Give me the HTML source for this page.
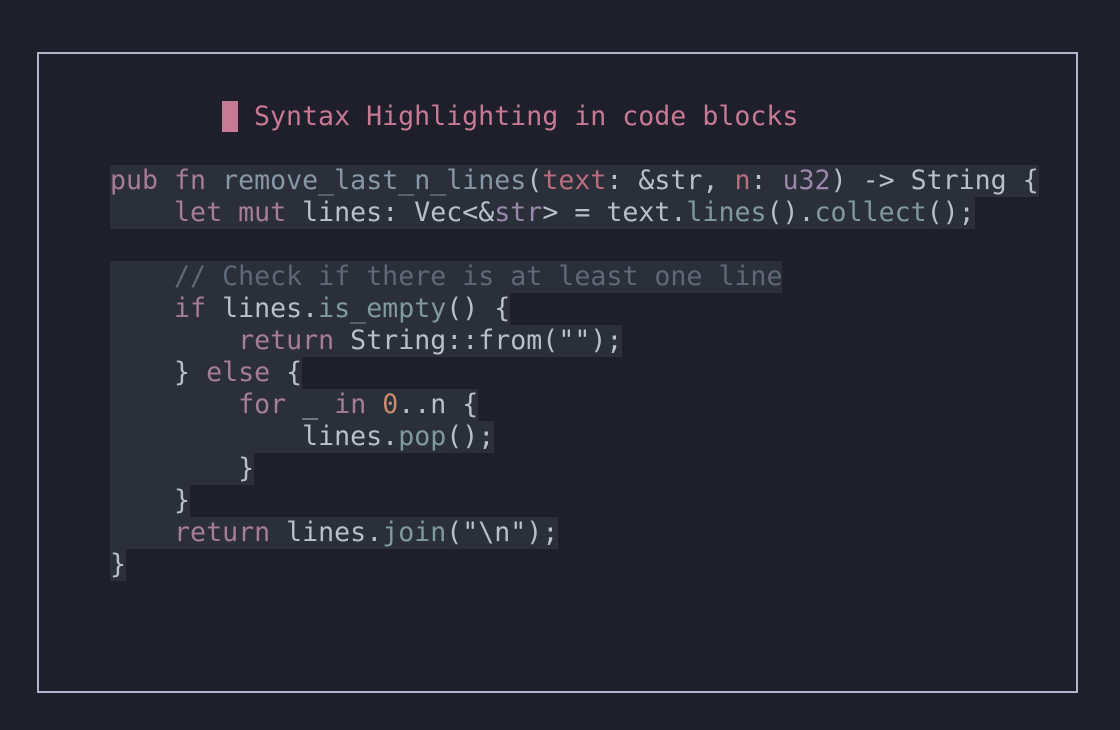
<!DOCTYPE html>
<html><head><style>
html,body{margin:0;padding:0;background:#1f1e2b;width:1120px;height:730px;overflow:hidden}
.box{position:absolute;left:37px;top:52px;width:1037px;height:637px;border:2px solid #b2b4cc}
.mono{font-family:"DejaVu Sans Mono","Liberation Mono",monospace;font-size:26.6px;line-height:32px}
.title{position:absolute;left:222px;top:101px;color:#c67a93;white-space:pre}
.cur{display:inline-block;width:16px;height:31px;background:#c67a93;vertical-align:top}
.code{position:absolute;left:110px;top:165px;color:#b9bfca}
.l{height:32px;white-space:pre}
.l span.b{background:#2b2f3a;display:inline-block;height:32px}
.k{color:#a67d98}.f{color:#8797a6}.p{color:#b86e7c}.t{color:#9a87aa}.m{color:#7f9a9e}.n{color:#c88a6c}.c{color:#5f6877}
</style></head><body>
<div class="box"></div>
<div class="mono title"><span class="cur"></span> Syntax Highlighting in code blocks</div>
<div class="mono code">
<div class="l"><span class="b"><span class="k">pub fn</span> <span class="f">remove_last_n_lines</span>(<span class="p">text</span>: &amp;str, <span class="p">n</span>: <span class="t">u32</span>) -&gt; String {</span></div>
<div class="l"><span class="b">    <span class="k">let mut</span> lines: Vec&lt;&amp;<span class="t">str</span>&gt; = text.<span class="m">lines</span>().<span class="m">collect</span>();</span></div>
<div class="l"></div>
<div class="l"><span class="b">    <span class="c">// Check if there is at least one line</span></span></div>
<div class="l"><span class="b">    <span class="k">if</span> lines.<span class="m">is_empty</span>() {</span></div>
<div class="l"><span class="b">        <span class="k">return</span> String::from("");</span></div>
<div class="l"><span class="b">    } <span class="k">else</span> {</span></div>
<div class="l"><span class="b">        <span class="k">for</span> _ <span class="k">in</span> <span class="n">0</span>..n {</span></div>
<div class="l"><span class="b">            lines.<span class="m">pop</span>();</span></div>
<div class="l"><span class="b">        }</span></div>
<div class="l"><span class="b">    }</span></div>
<div class="l"><span class="b">    <span class="k">return</span> lines.<span class="m">join</span>("\n");</span></div>
<div class="l"><span class="b">}</span></div>
</div>
</body></html>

→ **Written exercise**: Reproduce the material above verbatim; omit every picture.

→ **Result of this task**:
Give me the HTML source for this page.
<!DOCTYPE html>
<html><head><style>
html,body{margin:0;padding:0;background:#1f1e2b;width:1120px;height:730px;overflow:hidden}
.box{position:absolute;left:37px;top:52px;width:1037px;height:637px;border:2px solid #b2b4cc}
.mono{font-family:"DejaVu Sans Mono","Liberation Mono",monospace;font-size:26.6px;line-height:32px}
.title{position:absolute;left:222px;top:101px;color:#c67a93;white-space:pre}
.cur{display:inline-block;width:16px;height:31px;background:#c67a93;vertical-align:top}
.code{position:absolute;left:110px;top:165px;color:#b9bfca}
.l{height:32px;white-space:pre}
.l span.b{background:#2b2f3a;display:inline-block;height:32px}
.k{color:#a67d98}.f{color:#8797a6}.p{color:#b86e7c}.t{color:#9a87aa}.m{color:#7f9a9e}.n{color:#c88a6c}.c{color:#5f6877}
</style></head><body>
<div class="box"></div>
<div class="mono title"><span class="cur"></span> Syntax Highlighting in code blocks</div>
<div class="mono code">
<div class="l"><span class="b"><span class="k">pub fn</span> <span class="f">remove_last_n_lines</span>(<span class="p">text</span>: &amp;str, <span class="p">n</span>: <span class="t">u32</span>) -&gt; String {</span></div>
<div class="l"><span class="b">    <span class="k">let mut</span> lines: Vec&lt;&amp;<span class="t">str</span>&gt; = text.<span class="m">lines</span>().<span class="m">collect</span>();</span></div>
<div class="l"></div>
<div class="l"><span class="b">    <span class="c">// Check if there is at least one line</span></span></div>
<div class="l"><span class="b">    <span class="k">if</span> lines.<span class="m">is_empty</span>() {</span></div>
<div class="l"><span class="b">        <span class="k">return</span> String::from("");</span></div>
<div class="l"><span class="b">    } <span class="k">else</span> {</span></div>
<div class="l"><span class="b">        <span class="k">for</span> _ <span class="k">in</span> <span class="n">0</span>..n {</span></div>
<div class="l"><span class="b">            lines.<span class="m">pop</span>();</span></div>
<div class="l"><span class="b">        }</span></div>
<div class="l"><span class="b">    }</span></div>
<div class="l"><span class="b">    <span class="k">return</span> lines.<span class="m">join</span>("\n");</span></div>
<div class="l"><span class="b">}</span></div>
</div>
</body></html>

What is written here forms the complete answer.